I wouldn’t run a bank on an EC2 instance, but neither would I ever buy a mainframe to host Wordpress at any scale.
True but even then the actual redundancy fell short of that advertised.
You didn't need imaginary 64-bit PCs because a rack full of smaller 64-bit SPARC systems would have been much cheaper than a single E10k. Something that large in a single system was only necessary for people with irreducible memory requirements, ie not delivering mail.
I don’t disagree. But most also don’t give a shit and then scale horizontally endlessly, and spend too much money, to deal with their crappy code.
As a dev it isn’t your problem if the company you work for just happily provisions and sucks it up.
That's my experience as well in 2 different companies where we went from 2 E15K to 2 E25K because it was "cheaper" than rewriting who knows how much code, for how long and at what cost
At the other one, we jumped from 2 25k to 2 M9000-64 for the same reasons...
That’s a thing, to be sure. The calculus gets a little complicated when that developer’s pay is far more than the EC2 bill. There’s a spectrum with a small shop wasting $1000 a year hosting inefficient code, and Google-scale where SRE teams would love to put “saved .3% on our cloud bill!” on their annual review.

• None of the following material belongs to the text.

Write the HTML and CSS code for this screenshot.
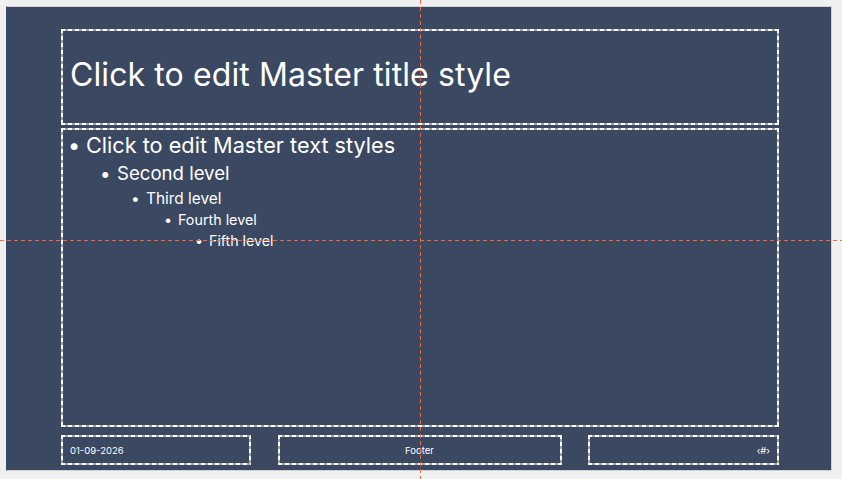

> ... to deal with their crappy code
written in an interpreted language.
> Everyone gives a shit about performance at some point, but the answer is horizontal scaling. You can’t vertically scale a single machine to run a FAANG.
You might be surprised about how many companies think they're FAANG (but aren't) though.
That’s a whole other story, to be sure! “We absolutely must have multi-region simultaneous writes capable of supporting 300,000,000 simultaneous users!” “Your company sells door knobs and has 47 customers. Throw it on PostgreSQL and call it solved.”
Yup. And if you reach 94 users, just get a larger machine for PostgreSQL and call it a day, if you really think you need it.